The caregiver need time to attend to the spiritual matters since spirituality is an important aspect of a person’s life. The caregiver should find time to participate in religious practices, as well as pray in order to be spiritually nourished (Potter et al., 2010). The caregiver need to protect his well being by satisfying the aforementioned needs so that the susceptibility to compassion fatigue can reduce. According to Melvin (2012), the caregiver should learn to maintain a balance between personal life and professionalism. A nurse need to perform a critical reflection in order to ensure that personal life is not being compromised by work.

Coping Strategies and the Resources

One of the coping strategies is a change of daily activities. Day & Anderson (2011) affirmed that simple activities such as eating well and having enough sleep can be beneficial to the body and the mind. The caregiver can perform regular exercises as it is known to reduce burnout and replenish the emotional energy lost during caring of the patient. The caregiver can engage in hypnotherapy, exercises that help one reflect on the daily activities (Potter et al., 2010). Via hypnotherapy, self awareness is created as self care is enhanced. This means that the hypnotherapy will help the caregiver to identify the warning signs of compassion fatigue and intervene accordingly. Self awareness is important as it help the caregiver understand those things that put one at risk of developing stress and avoid them.

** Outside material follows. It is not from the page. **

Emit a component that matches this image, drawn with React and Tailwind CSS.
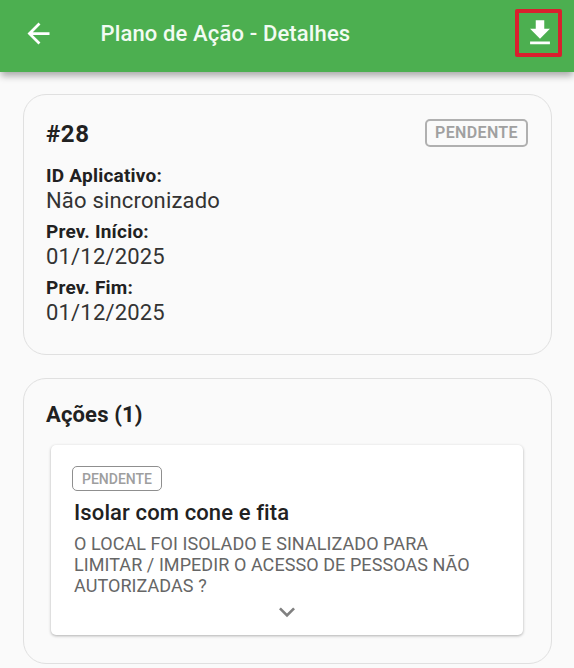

Having conversations with other caregivers, family, and friends is another coping strategy because a problem shared is a problem half solved. When caregivers talk about their feelings, their appearance improves. Time spent sharing with family and friends help the caregiver to identify new ways of dealing with work issues (Melvin, 2012). This means that the caregiver should create adequate time to spend with other people other than the patient. A change of environment helps the caregiver to renew the depleted energy.

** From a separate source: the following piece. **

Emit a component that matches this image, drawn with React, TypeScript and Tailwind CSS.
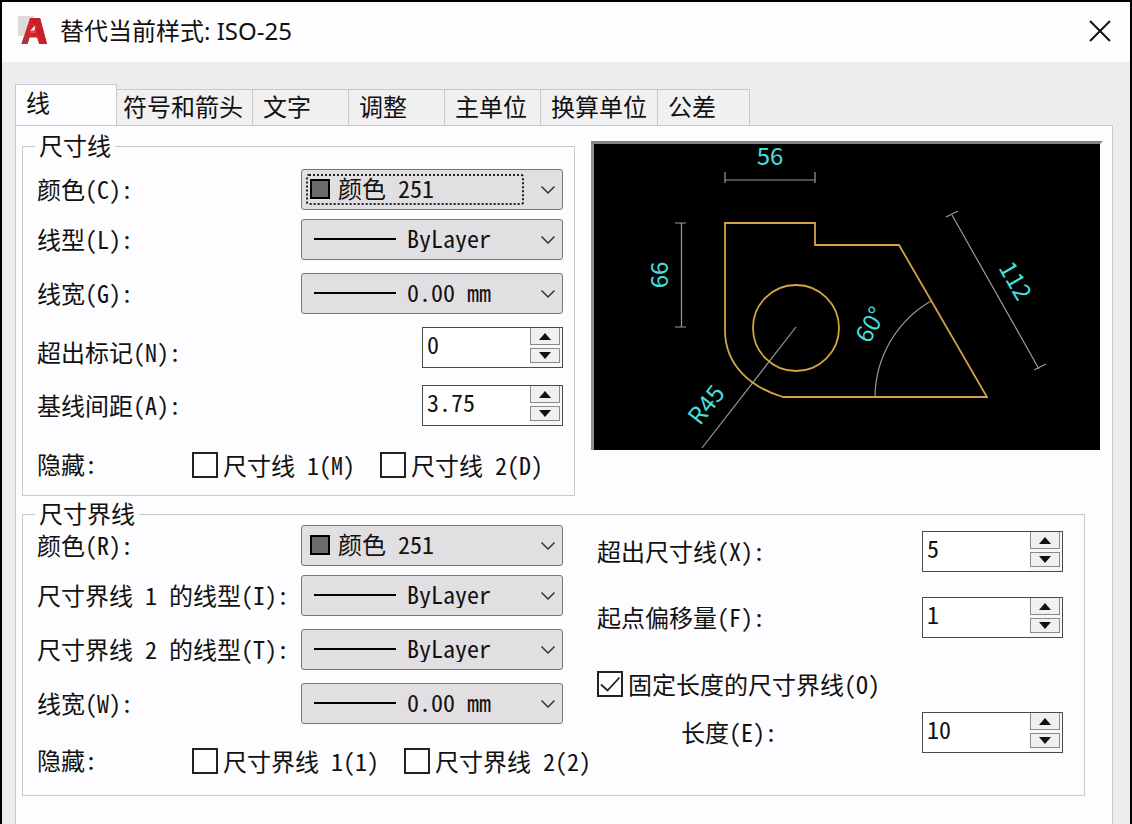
import { useId, useState } from "react";
import type { ReactNode } from "react";

const tabs = [
  { title: "符号和箭头", className: "px-[6px] min-w-[136px]" },
  { title: "文字", className: "px-[10px] min-w-24" },
  { title: "调整", className: "px-[10px] min-w-24" },
  { title: "主单位", className: "px-[10px] min-w-24" },
  { title: "换算单位", className: "px-[10px] min-w-24" },
  { title: "公差", className: "px-[10px] min-w-[92px]" },
];

const Logo = () => (
  <svg width="30" height="30" viewBox="0 0 30 30" aria-hidden="true">
    <rect x="0" y="0" width="16" height="20" fill="#dedada" />
    <path d="M3.5 28 L12 2 H22 L29 28 H21 L19 21.5 H11.5 L9.5 28 Z" fill="#d3222a" />
    <path d="M12 2 H22 L29 28 H25.5 Z" fill="#c81f27" />
    <path d="M11.6 17 L16 8 L18 17 Z" fill="#e04a4c" />
    <path d="M12 15 L17.5 9.5 L16.5 14 Z" fill="#fff" />
    <path d="M3.5 28 L5.5 21.5 L11.5 21.5 L9.5 28 Z" fill="#a9373a" />
  </svg>
);

const Chevron = () => (
  <svg
    width="16"
    height="10"
    viewBox="0 0 16 10"
    className="pointer-events-none col-start-1 row-start-1 mr-[6px] justify-self-end"
    aria-hidden="true"
  >
    <path d="M1.5 1.5 L8 8 L14.5 1.5" fill="none" stroke="#333" strokeWidth="1.5" />
  </svg>
);

type ComboProps = {
  id: string;
  value: string;
  options: string[];
  swatch?: boolean;
  focused?: boolean;
};

const Combo = ({ id, value, options, swatch, focused }: ComboProps) => (
  <div className="grid h-[41px] w-[262px] shrink-0 items-center rounded-[3px] border border-[#77777a] bg-[#e1dfe1]">
    <select
      id={id}
      defaultValue={value}
      className={
        swatch
          ? "col-start-1 row-start-1 h-full w-full appearance-none bg-transparent pr-8 pb-1 pl-9 outline-none"
          : "col-start-1 row-start-1 h-full w-full appearance-none bg-transparent pr-8 pb-1 pl-[105px] outline-none"
      }
    >
      {options.map((option) => (
        <option key={option}>{option}</option>
      ))}
    </select>
    {swatch ? (
      <span className="pointer-events-none col-start-1 row-start-1 mb-[2px] ml-2 h-5 w-5 border-2 border-black bg-[#6b6b6b]" />
    ) : (
      <span className="pointer-events-none col-start-1 row-start-1 mb-[2px] ml-3 h-[2px] w-[82px] bg-black" />
    )}
    {focused && (
      <span className="pointer-events-none col-start-1 row-start-1 ml-1 h-[31px] w-[218px] rounded-[3px] border-2 border-dotted border-[#222]" />
    )}
    <Chevron />
  </div>
);

type SpinnerProps = { id: string; initial: number; step?: number };

const Spinner = ({ id, initial, step = 1 }: SpinnerProps) => {
  const [value, setValue] = useState(String(initial));
  const change = (delta: number) => setValue(String(Math.max(0, (Number(value) || 0) + delta)));

  return (
    <div className="flex h-[41px] w-[141px] shrink-0 border border-[#4a4a4a] bg-white">
      <input
        id={id}
        type="text"
        value={value}
        onChange={(e) => setValue(e.target.value)}
        className="min-w-0 flex-1 bg-transparent pb-2 pl-1 outline-none"
      />
      <div className="flex w-8 flex-col justify-between bg-[#f8f7f8] pr-[2px] pb-1">
        <button
          type="button"
          aria-label="增加"
          onClick={() => change(step)}
          className="flex h-[17px] items-center justify-center border border-t-0 border-[#8a8a8a] bg-[#f1f0f1]"
        >
          <svg width="12" height="7" viewBox="0 0 12 7" aria-hidden="true">
            <path d="M6 0 L12 7 H0 Z" fill="#111" />
          </svg>
        </button>
        <button
          type="button"
          aria-label="减少"
          onClick={() => change(-step)}
          className="flex h-[15px] items-center justify-center border border-[#8a8a8a] bg-[#f1f0f1]"
        >
          <svg width="12" height="7" viewBox="0 0 12 7" aria-hidden="true">
            <path d="M0 0 H12 L6 7 Z" fill="#111" />
          </svg>
        </button>
      </div>
    </div>
  );
};

type CheckProps = { label: string; checked?: boolean };

const Check = ({ label, checked }: CheckProps) => (
  <label className="flex items-center gap-[5px] whitespace-nowrap">
    <span className="grid">
      <input
        type="checkbox"
        defaultChecked={checked}
        className="peer col-start-1 row-start-1 h-[26px] w-[26px] appearance-none border-2 border-[#222] bg-white"
      />
      <svg
        width="26"
        height="26"
        viewBox="0 0 26 26"
        className="pointer-events-none invisible col-start-1 row-start-1 peer-checked:visible"
        aria-hidden="true"
      >
        <path d="M4 13.5 L10.5 19.5 L22.5 6.5" fill="none" stroke="#222" strokeWidth="1.8" />
      </svg>
    </span>
    {label}
  </label>
);

type FieldProps = {
  label: string;
  className?: string;
  children: (id: string) => ReactNode;
};

const Field = ({ label, className = "items-center", children }: FieldProps) => {
  const id = useId();
  return (
    <div className={`flex justify-between ${className}`}>
      <label htmlFor={id} className="pb-[2px] whitespace-nowrap">
        {label}
      </label>
      {children(id)}
    </div>
  );
};

const Preview = () => (
  <div className="mt-[6px] self-start border-t-[3px] border-r-[3px] border-l-[3px] border-t-[#808583] border-r-transparent border-l-[#8b8f8d] bg-clip-padding">
    <svg
      viewBox="594 144 506 306"
      className="block w-full overflow-visible bg-black"
      role="img"
      aria-label="预览"
    >
      <g fill="none" stroke="#9a9a9a" strokeWidth="1.2">
        <path d="M725 172 V183 M815 172 V183 M725 180 H815" />
        <path d="M675 223 H686 M675 327 H686 M681.5 223 V327" />
        <path d="M946 217 L958 211 M1034 370 L1046 364 M952 215 L1039 369" />
        <path d="M796 327 L702 448" />
        <path d="M931 301 A112 112 0 0 0 875 397" />
      </g>
      <g fill="none" stroke="#d2a444" strokeWidth="1.8">
        <path d="M725 223 H815 V245 H899 L987 397 H783 C750 387 725 365 725 330 Z" />
        <circle cx="796" cy="328" r="43" />
      </g>
      <g
        fill="#46dfdb"
        fontSize="24"
        textAnchor="middle"
        className="font-['Noto_Sans_CJK_SC',sans-serif] [font-feature-settings:normal]"
      >
        <text x="770" y="165">
          56
        </text>
        <text transform="translate(668 275) rotate(-90)">66</text>
        <text transform="translate(1008 285) rotate(60)">112</text>
        <text transform="translate(878 329) rotate(-60)">60°</text>
        <text transform="translate(713 410) rotate(-52)">R45</text>
      </g>
    </svg>
  </div>
);

const colors = ["颜色 251", "ByBlock"];
const lineTypes = ["ByLayer", "ByBlock"];
const lineWeights = ["0.00 mm", "0.05 mm"];

const App = () => {
  return (
    <div className="flex min-h-screen flex-col border-x-2 border-t-2 border-black bg-[#eeecee] font-['Noto_Sans_CJK_SC',sans-serif] text-2xl leading-7 text-[#111] [font-feature-settings:'hwid']">
      <header className="flex h-[60px] items-center bg-[#fffeff] pr-[19px] pb-[2px] pl-4">
        <Logo />
        <h1 className="ml-3 flex-1 font-['Noto_Sans','Noto_Sans_CJK_SC',sans-serif] [font-feature-settings:normal]">
          替代当前样式: ISO-25
        </h1>
        <button type="button" aria-label="关闭">
          <svg width="22" height="22" viewBox="0 0 22 22" aria-hidden="true">
            <path d="M1 1 L21 21 M21 1 L1 21" stroke="#111" strokeWidth="2" />
          </svg>
        </button>
      </header>

      <main className="flex flex-1 flex-col pt-[22px] pr-[17px] pl-[13px]">
        <div role="tablist" className="flex items-end">
          <button
            type="button"
            role="tab"
            aria-selected="true"
            className="-mb-px h-[42px] w-[102px] border border-b-0 border-[#c9c8cc] bg-[#fdfcfe] px-[10px] pb-2 text-left"
          >
            线
          </button>
          {tabs.map(({ title, className }) => (
            <button
              key={title}
              type="button"
              role="tab"
              aria-selected="false"
              className={`h-9 border-t border-r border-[#c9c8cc] bg-[#f1f0f1] pb-1 text-left whitespace-nowrap ${className}`}
            >
              {title}
            </button>
          ))}
        </div>

        <section className="flex-1 border border-b-0 border-[#c9c8cc] bg-[#fdfcfe] pt-[9px] pr-[9px] pb-7 pl-[6px]">
          <div className="grid grid-cols-[553fr_512fr] gap-4">
            <fieldset className="min-w-0 border border-[#c9c8cc] pt-3 pr-[11px] pb-[15px] pl-[14px]">
              <legend className="-ml-[2px] px-1 pb-[2px] leading-5">尺寸线</legend>
              <Field label="颜色(C):">
                {(id) => <Combo id={id} value="颜色 251" options={colors} swatch focused />}
              </Field>
              <Field label="线型(L):" className="mt-[9px] items-center">
                {(id) => <Combo id={id} value="ByLayer" options={lineTypes} />}
              </Field>
              <Field label="线宽(G):" className="mt-[13px] items-center">
                {(id) => <Combo id={id} value="0.00 mm" options={lineWeights} />}
              </Field>
              <Field label="超出标记(N):" className="mt-[13px] items-end">
                {(id) => <Spinner id={id} initial={0} />}
              </Field>
              <Field label="基线间距(A):" className="mt-[17px] items-center">
                {(id) => <Spinner id={id} initial={3.75} step={0.25} />}
              </Field>
              <div className="mt-6 flex items-center gap-[25px]">
                <span className="w-[130px] pb-[2px]">隐藏:</span>
                <Check label="尺寸线 1(M)" />
                <Check label="尺寸线 2(D)" />
              </div>
            </fieldset>
            <Preview />
          </div>

          <fieldset className="mt-[7px] mr-[18px] grid grid-cols-[560fr_466fr] border border-[#c9c8cc] pr-[21px] pb-[19px] pl-[14px]">
            <legend className="-ml-[2px] px-1 pb-[2px] leading-5">尺寸界线</legend>
            <div>
              <Field label="颜色(R):" className="items-center pr-[34px]">
                {(id) => <Combo id={id} value="颜色 251" options={colors} swatch />}
              </Field>
              <Field label="尺寸界线 1 的线型(I):" className="mt-[9px] items-center pr-[34px]">
                {(id) => <Combo id={id} value="ByLayer" options={lineTypes} />}
              </Field>
              <Field label="尺寸界线 2 的线型(T):" className="mt-[13px] items-center pr-[34px]">
                {(id) => <Combo id={id} value="ByLayer" options={lineTypes} />}
              </Field>
              <Field label="线宽(W):" className="mt-[13px] items-center pr-[34px]">
                {(id) => <Combo id={id} value="0.00 mm" options={lineWeights} />}
              </Field>
              <div className="mt-[22px] flex items-center gap-[25px]">
                <span className="w-[130px] pb-[2px]">隐藏:</span>
                <Check label="尺寸界线 1(1)" />
                <Check label="尺寸界线 2(2)" />
              </div>
            </div>
            <div className="pt-[6px]">
              <Field label="超出尺寸线(X):">{(id) => <Spinner id={id} initial={5} />}</Field>
              <Field label="起点偏移量(F):" className="mt-[25px] items-center">
                {(id) => <Spinner id={id} initial={1} />}
              </Field>
              <div className="mt-8">
                <Check label="固定长度的尺寸界线(O)" checked />
              </div>
              <Field label="长度(E):" className="mt-[14px] items-center pl-[84px]">
                {(id) => <Spinner id={id} initial={10} />}
              </Field>
            </div>
          </fieldset>
        </section>
      </main>
    </div>
  );
};

export default App;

Day & Anderson (2011) contended that the caregiver should not make a critical decision such as quitting the job while experiencing the warning signs of compassion fatigue because the intellectual and cognitive health is affected by the burnout. The way forward is to speak with a professional such as a therapist, a religious leader, or a councilor. These people have experience in dealing with cognitive, emotional, somatic, social, and spiritual issues. Cautious planning and identification of warning signs of compassion fatigue is imperative. It is paramount for the caregiver to know when to intervene. This means that the caregiver require professional support from the management. The support can be in form of time off so that the caregivers can either rest or seek early intervention.

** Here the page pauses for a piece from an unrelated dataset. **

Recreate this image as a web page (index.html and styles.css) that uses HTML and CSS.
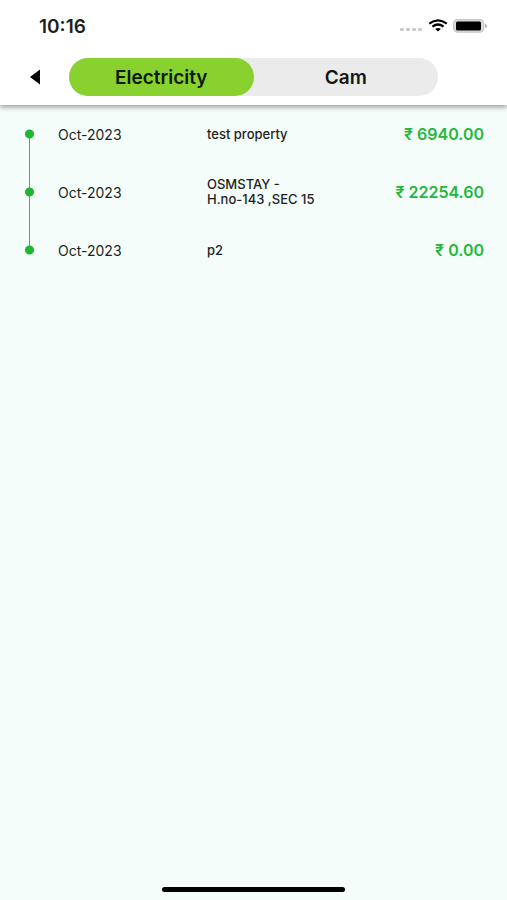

It is evident that the two important resources need by the caregiver to alleviate burnout and compassion fatigue are manpower and minutes. Manpower involves the people that are of significance to the caregiver such as the family and other health care providers. Minutes entails the time off that the caregiver requires to rest or participate in other activities.


Every caregiver is susceptible to compassion fatigue. The caregiver is always struggling to provide care to the patients who present with diverse problems that range from physical, social, financial, and emotional. The patients’ problem as well as work pressure stresses the caregiver who eventually develops compassion fatigue while trying to provide holistic care to patients. There is need for the caregiver to develop strategies of coping with compassion fatigue.


Day, J. R., & Anderson, R. A. (2011). Compassion fatigue: an application of the concept to informal caregivers of family members with dementia. Nursing Research and Practice, 40(2), 80-85.

Melvin, C. S. (2012). Professional compassion fatigue: what is the true cost of nurses caring for the dying? International Journal of Palliative Nursing, 18(12), 606–611.

Potter, P., Deshields, T., Divanbeigi, J., Berger, J., Cipriano, D., Norris, L., & Olsen, S. (2010). Compassion fatigue and burnout. Clinical Journal of Oncology Nursing, 14(5), 56–62.